Unpacking the Jargon of Data Breach Response

Canopy Team March 31, 2020
man processing breached data on computer powered by AI/machine learning brain


Canopy is the core of a unique process in the ever-growing field of data breach response. A delicate balance of people, process, and technology come together on every project to ensure that the response to every data breach is efficient, accurate, and affordable. Excellent partnerships with companies such as The Crypsis Group and Integreon, Inc. allow data breaches to be investigated using our custom-designed software for higher quality results than traditional ediscovery methods. This combination of man and machine-learning creates the ideal mechanism for any data breach response. Although data breach response closely parallels ediscovery, the two processes differ significantly. Nevertheless, terminology is often erroneously used interchangeably and, in order to fully understand our data breach process, some new terminology needs to be introduced. This article defines four phases of data breach response, exploring both the terminology in those phases and the technology behind the labels.

Before human reviewers ever lay eyes on the documents, Canopy’s software processes the data, including all extraction and data detection, producing an Impact Assessment Report. Canopy’s automated impact assessment gives our partners the scope of the breach in 24-72 hours - eliminating the 1-2 weeks traditionally set aside for a preliminary manual assessment. Our impact assessment provides a processing overview of the data uploaded to Canopy and the Personally Identifiable Information (PII) and Protected Health Information (PHI) elements contained within the data. Our machine-learning based software detects over 60 unique data elements - from contact information to Social Security Numbers to medical diagnoses - and everything in between. These elements allow our partners to ensure compliance with a wide range of global privacy regulations including CCPA, FERPA, HIPAA, GDPR, and PIPEDA.

The second phase is Data Mining, or the process of sorting documents that contain PII or PHI from the larger pool of documents, thereby reducing the number of documents that go to review. Canopy developed data analytics tools specifically designed for protected data to sort documents that require review from those that do not. This process is essential to making sure that valuable man hours are only spent on documents containing relevant information to the review - dramatically reducing response time and review cost.

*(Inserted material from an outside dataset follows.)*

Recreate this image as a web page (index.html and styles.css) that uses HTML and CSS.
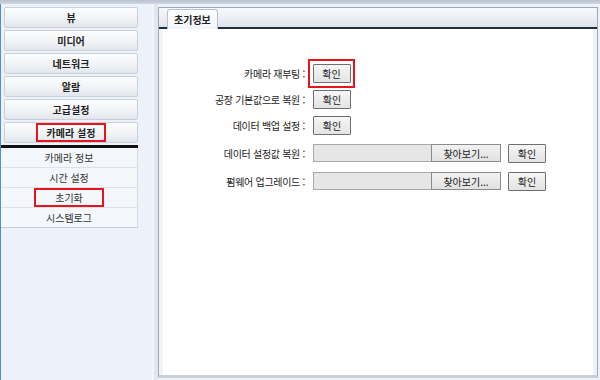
FILE: index.html
```html
<!DOCTYPE html>
<html lang="ko">
<head>
  <meta charset="UTF-8" />
  <title>초기화</title>
  <link rel="stylesheet" href="styles.css">
</head>
<body>
  <div class="topline"></div>
  <div class="layout">
    <!-- left navigation -->
    <aside class="sidebar">
      <ul class="menu">
        <li class="menu-btn">뷰</li>
        <li class="menu-btn">미디어</li>
        <li class="menu-btn">네트워크</li>
        <li class="menu-btn">알람</li>
        <li class="menu-btn">고급설정</li>
        <li class="menu-btn"><span class="mark">카메라 설정</span></li>
      </ul>
      <ul class="submenu">
        <li class="sub-item">카메라 정보</li>
        <li class="sub-item">시간 설정</li>
        <li class="sub-item"><span class="mark">초기화</span></li>
        <li class="sub-item">시스템로그</li>
      </ul>
    </aside>
    <div class="gutter"></div>
    <!-- main panel -->
    <main class="panel">
      <div class="tabbar">
        <div class="tab">초기정보</div>
      </div>
      <div class="panel-body">
        <div class="form">
          <div class="row">
            <label class="label">카메라 재부팅 :</label>
            <span class="mark-box"><button class="btn">확인</button></span>
          </div>
          <div class="row">
            <label class="label">공장 기본값으로 복원 :</label>
            <button class="btn">확인</button>
          </div>
          <div class="row">
            <label class="label">데이터 백업 설정 :</label>
            <button class="btn">확인</button>
          </div>
          <div class="row file-row">
            <label class="label">데이터 설정값 복원 :</label>
            <span class="file"><span class="file-path"></span><span class="file-btn">찾아보기...</span></span>
            <button class="btn">확인</button>
          </div>
          <div class="row file-row">
            <label class="label">펌웨어 업그레이드 :</label>
            <span class="file"><span class="file-path"></span><span class="file-btn">찾아보기...</span></span>
            <button class="btn">확인</button>
          </div>
        </div>
      </div>
    </main>
  </div>
</body>
</html>
```
FILE: styles.css
```css
/* page */
body {
  margin: 0;
  height: 380px;
  overflow: hidden;
  background-color: #edf2fa;
  font-family: "Noto Sans CJK KR", "DejaVu Sans", sans-serif;
  font-size: 10px;
  color: #222;
}
.topline {
  height: 4px;
  background: linear-gradient(#b9c2ce, #cfd6df);
}
.layout {
  display: flex;
  height: 376px;
}
/* sidebar */
.sidebar {
  width: 137px;
  border-left: 1px solid #4a8fd8;
  padding-top: 3px;
}
.menu,
.submenu {
  list-style: none;
  margin: 0;
  padding: 0;
}
.menu-btn {
  display: flex;
  justify-content: center;
  align-items: center;
  height: 19px;
  margin: 0 0 2px 3px;
  border: 1px solid #c8d0da;
  border-radius: 2px;
  background: linear-gradient(#fcfdfe, #f1f3f6 55%, #e2e6ec);
  font-weight: bold;
}
/* red annotation box */
.mark {
  display: inline-flex;
  justify-content: center;
  align-items: center;
  width: 66px;
  height: 15px;
  border: 2px solid #e8141c;
}
.submenu {
  border-top: 3px solid #111;
}
.sub-item {
  display: flex;
  justify-content: center;
  align-items: center;
  height: 19px;
  border-bottom: 1px solid #dce2ea;
  border-right: 1px solid #d3dae3;
  background-color: #f4f7fb;
  color: #333;
}
.sub-item:last-child {
  border-bottom: 1px solid #c3ccd6;
}
.gutter {
  width: 20px;
  background: linear-gradient(90deg, #edf2fa 70%, #f8fafd 72%, #edf2fa 76%, #e1e7ef 85%);
}
/* panel */
.panel {
  flex: 1;
  margin: 3px 2px 2px 0;
  border: 1px solid #9ea7b2;
  border-bottom: 3px solid #c9d0d8;
  background-color: #fff;
  display: flex;
  flex-direction: column;
}
.tabbar {
  height: 19px;
  padding-left: 8px;
  background: linear-gradient(#f7f9fb, #e9edf2 60%, #dce3eb);
  border-bottom: 2px solid #1c2d44;
  display: flex;
  align-items: flex-end;
}
.tab {
  height: 19px;
  margin-bottom: -2px;
  padding: 0 6px;
  display: flex;
  align-items: center;
  border: 1px solid #b8c1cc;
  border-bottom: none;
  border-radius: 3px 3px 0 0;
  background: linear-gradient(#ffffff, #f1f4f8);
  font-weight: bold;
  color: #222;
}
.panel-body {
  flex: 1;
  border-left: 4px solid #f1f4f8;
  border-right: 4px solid #eef1f5;
}
/* form */
.form {
  padding-top: 33px;
  display: flex;
  flex-direction: column;
  gap: 4px;
}
.row {
  display: flex;
  align-items: center;
  height: 22px;
}
.file-row {
  margin-top: 2px;
}
.label {
  width: 142px;
  padding-right: 8px;
  text-align: right;
  letter-spacing: -0.3px;
  color: #222;
}
.btn {
  width: 38px;
  height: 19px;
  padding: 0;
  border: 1px solid #6f6f6f;
  border-radius: 1px;
  background: linear-gradient(#f6f6f6, #e3e3e3);
  font-family: inherit;
  font-size: 10px;
  color: #222;
}
.mark-box {
  display: inline-flex;
  align-items: center;
  justify-content: center;
  width: 43px;
  height: 25px;
  margin-left: -5px;
  border: 2px solid #e8141c;
}
.file {
  display: flex;
  width: 188px;
  height: 18px;
  margin-right: 7px;
}
.file-path {
  flex: 1;
  background-color: #e6e6e6;
  border: 1px solid #a8a8a8;
  border-right: none;
}
.file-btn {
  width: 68px;
  display: flex;
  align-items: center;
  justify-content: center;
  background: linear-gradient(#f2f2f2, #e1e1e1);
  border: 1px solid #8a8a8a;
  color: #222;
}
```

In the third phase, the Review, human reviewers put eyes on the documents to identify entities and reportable data within the documents. Reviewers work alongside counsel to identify data elements that, in combination with contact information, are reportable in the context of each individual case. During Canopy’s processing phase, machine-learning and other computer-based techniques have already identified and highlighted reportable elements within the documents. Therefore, reviewers are only required to verify the elements and link them to the appropriate entity. This approach dramatically reduces both false positives and human error - ideally the reviewer never has to touch their keyboard! Our partners estimate that Canopy’s review technology reduces false positives by over 43%.

Following the review, the fourth phase is Entity Management, in which the list of entities identified by reviewers is reduced into a single, de-duplicated list for notification. Canopy’s technology automatically merges identical duplicate entities based on the names and PII contained in the entity list. Furthermore, the machine groups near-duplicate entities, allowing our partners to further merge related entities seamlessly and intuitively.

With Canopy's purpose-built, machine-learning technology at the core, Data Breach Notification projects are more efficient and effective. At each phase, Canopy’s technology makes humans’ lives easier and expedites the process - ultimately ensuring clients are able to notify affected individuals fast.